JOHN DIMSDALE: The number of workers applying for unemployment benefits surged to nearly half-a-million last week. That's the biggest increase in two months. Home foreclosures jumped a record 19 percent in March. And industrial production for the same month was up slightly, but disappointed economists.
JACK ALBERTINE: The reality is that this is a wimpy recovery.
Forecaster Jack Albertine says today's numbers reinforce his view that unemployment will stay above 5 percent for three or four years.
ALBERTINE: I don't think we're poised for a strong rebound. I think we're in a rut basically, a very slow recovery.
But forecaster Macroeconomic Advisers is sticking with its prediction of a healthy 3.6-percent growth rate for the overall economy this year.
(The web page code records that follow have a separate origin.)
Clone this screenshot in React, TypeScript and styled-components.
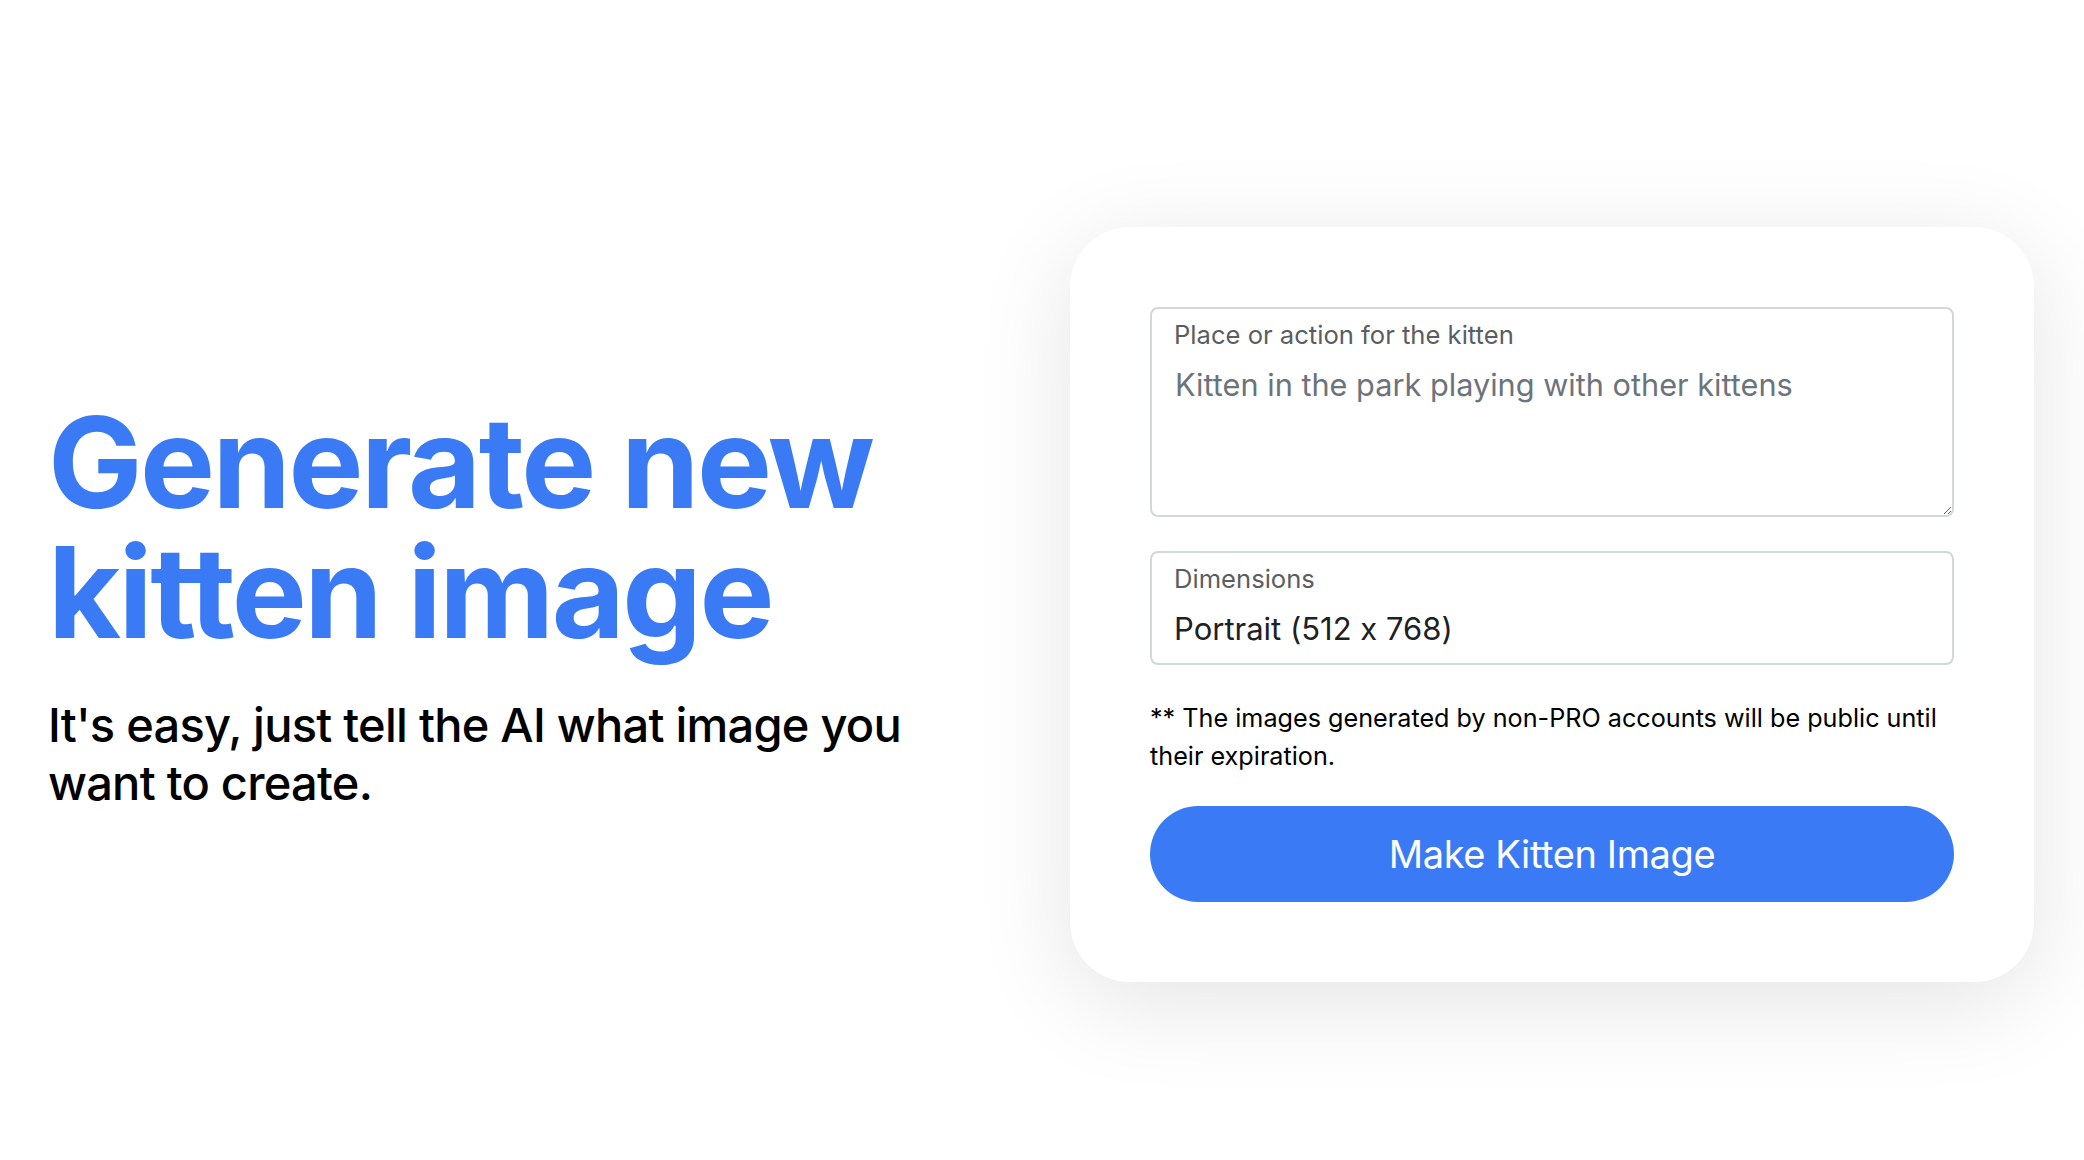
import React from "react";
import styled, { createGlobalStyle } from "styled-components";

const GlobalStyle = createGlobalStyle`
  html, body {
    margin: 0;
    padding: 0;
    background: #ffffff;
    font-family: Inter, "Noto Sans", "Liberation Sans", sans-serif;
    color: #212529;
  }
  * { box-sizing: border-box; }
`;

const Page = styled.main`
  min-height: 1160px;
  display: flex;
  align-items: center;
  justify-content: space-between;
  padding: 48px 50px 0 48px;
`;

const Intro = styled.section`
  flex: 1;
  display: flex;
  flex-direction: column;
  gap: 39px;
`;

const Heading = styled.h1`
  margin: 0;
  font-family: Inter, "Liberation Sans", sans-serif;
  font-weight: 700;
  font-size: 126px;
  line-height: 130px;
  letter-spacing: -0.02em;
  color: #3a7bf5;
`;

const Lead = styled.p`
  margin: 0;
  max-width: 920px;
  font-family: Inter, "Liberation Sans", sans-serif;
  font-weight: 500;
  font-size: 47px;
  line-height: 58px;
  letter-spacing: -0.016em;
  color: #000000;
`;

const Card = styled.form`
  width: 964px;
  flex-shrink: 0;
  background: #ffffff;
  border-radius: 60px;
  padding: 80px;
  box-shadow: 0 20px 100px rgba(0, 0, 0, 0.11);
  display: flex;
  flex-direction: column;
  font-feature-settings: "calt" 0;
`;

const Floating = styled.div<{ $gap?: number }>`
  position: relative;
  margin-bottom: ${(p) => p.$gap ?? 0}px;
`;

const FloatLabel = styled.label`
  position: absolute;
  top: 10px;
  left: 24px;
  font-size: 25.6px;
  line-height: 35px;
  color: #5a5d61;
  pointer-events: none;
`;

const TextArea = styled.textarea`
  display: block;
  width: 100%;
  height: 210px;
  margin: 0;
  border: 2px solid #d3d7dc;
  border-radius: 8px;
  padding: 54px 22px 10px 23px;
  font-family: inherit;
  font-feature-settings: "calt" 0;
  font-size: 30.7px;
  line-height: 44px;
  color: #212529;
  background: #fff;
  resize: vertical;
  outline: none;

  &::placeholder {
    color: #6c737b;
    opacity: 1;
  }
`;

const Select = styled.select`
  display: block;
  width: 100%;
  height: 114px;
  margin: 0;
  border: 2px solid #d3d7dc;
  border-radius: 8px;
  padding: 54px 22px 12px 22px;
  font-family: inherit;
  font-feature-settings: "calt" 0;
  font-size: 31px;
  line-height: 44px;
  color: #1d2024;
  background: #fff;
  appearance: none;
  -webkit-appearance: none;
  outline: none;
`;

const Note = styled.p`
  margin: 0 0 31px 0;
  font-size: 25.2px;
  line-height: 38px;
  color: #000;
`;

const Submit = styled.button`
  height: 96px;
  width: 100%;
  border: none;
  border-radius: 48px;
  background: #3a7bf5;
  color: #ffffff;
  font-family: inherit;
  font-size: 38px;
  font-weight: 400;
  letter-spacing: -0.01em;
  cursor: pointer;
`;

export default function App() {
  return (
    <>
      <GlobalStyle />
      <Page>
        <Intro>
          <Heading>
            Generate new
            <br />
            kitten image
          </Heading>
          <Lead>It's easy, just tell the AI what image you want to create.</Lead>
        </Intro>
        <Card onSubmit={(e) => e.preventDefault()}>
          <Floating $gap={34}>
            <TextArea id="prompt" placeholder="Kitten in the park playing with other kittens" />
            <FloatLabel htmlFor="prompt">Place or action for the kitten</FloatLabel>
          </Floating>
          <Floating $gap={34}>
            <Select id="dims" defaultValue="portrait">
              <option value="portrait">Portrait (512 x 768)</option>
              <option value="landscape">Landscape (768 x 512)</option>
              <option value="square">Square (512 x 512)</option>
            </Select>
            <FloatLabel htmlFor="dims">Dimensions</FloatLabel>
          </Floating>
          <Note>
            ** The images generated by non-PRO accounts will be public until their expiration.
          </Note>
          <Submit type="submit">Make Kitten Image</Submit>
        </Card>
      </Page>
    </>
  );
}
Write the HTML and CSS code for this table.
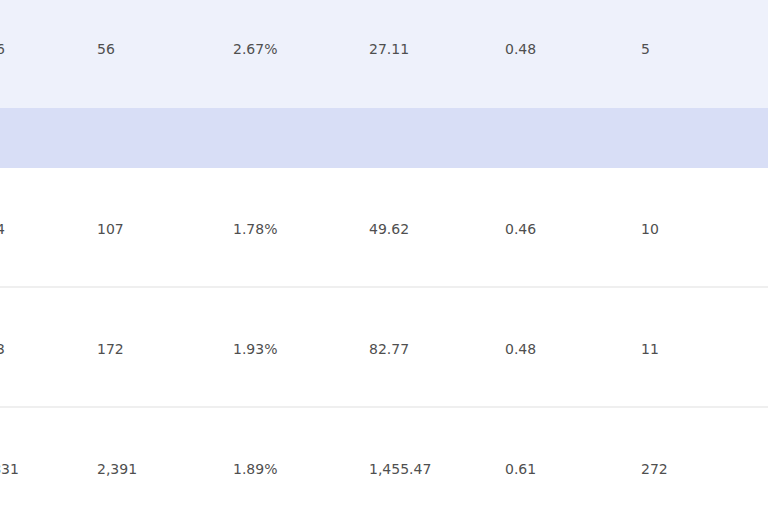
FILE: index.html
```html
<!DOCTYPE html>
<html lang="en">
<head>
<meta charset="utf-8">
<title>Stats table</title>
<link rel="stylesheet" href="styles.css">
</head>
<body>
<table class="stats">
  <tbody>
    <tr class="row row-alt">
      <td>2,096</td><td>56</td><td>2.67%</td><td>27.11</td><td>0.48</td><td>5</td><td></td>
    </tr>
    <tr class="row-band">
      <td></td><td></td><td></td><td></td><td></td><td></td><td></td>
    </tr>
    <tr class="row">
      <td>6,014</td><td>107</td><td>1.78%</td><td>49.62</td><td>0.46</td><td>10</td><td></td>
    </tr>
    <tr class="row">
      <td>8,913</td><td>172</td><td>1.93%</td><td>82.77</td><td>0.48</td><td>11</td><td></td>
    </tr>
    <tr class="row">
      <td>126,831</td><td>2,391</td><td>1.89%</td><td>1,455.47</td><td>0.61</td><td>272</td><td></td>
    </tr>
  </tbody>
</table>
</body>
</html>
```
FILE: styles.css
```css
html, body {
  margin: 0;
  padding: 0;
  background: #ffffff;
  overflow: hidden;
}

.stats {
  border-collapse: collapse;
  table-layout: fixed;
  width: 952px;
  margin-left: -39px;
  margin-top: -11px;
  font-family: "DejaVu Sans", Verdana, sans-serif;
  font-size: 14px;
  color: #4f4f4f;
}

.stats td {
  width: 136px;
  padding: 3px 0 0 0;
  text-align: left;
  vertical-align: middle;
  white-space: nowrap;
  overflow: visible;
}

.stats td:first-child {
  text-align: right;
  padding-right: 92px;
  width: 44px;
}

.row td {
  height: 115px;
  border-bottom: 2px solid #efefef;
}

.row-alt td {
  background: #eef1fb;
  padding-top: 1px;
  height: 118px;
  border-bottom: 0;
}

.row-band td {
  height: 60px;
  padding: 0;
  background: #d8def6;
  border-bottom: 0;
}
```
Even with today's numbers, says Ben Herzon.
BEN HERZON: Those particular data I would discount as statistical noise in an otherwise improving trend.
He says the stock market's rise, along with more stable home prices, is giving consumers the confidence to spend more. Retailers report healthy gains, although several lenders today said credit card defaults were on the increase.
Wharton School professor Jeremy Siegel says there's still a dangerous undertow, but the economy will be able to swim out of it.
JEREMY SIEGEL: Not everything is going straight up, and we know the labor market has been extremely soft. And it'll take a while before that becomes a self-sustaining recovery.
And Siegel says a global recovery is underway that will help pull America up.
In Washington, I'm John Dimsdale for Marketplace.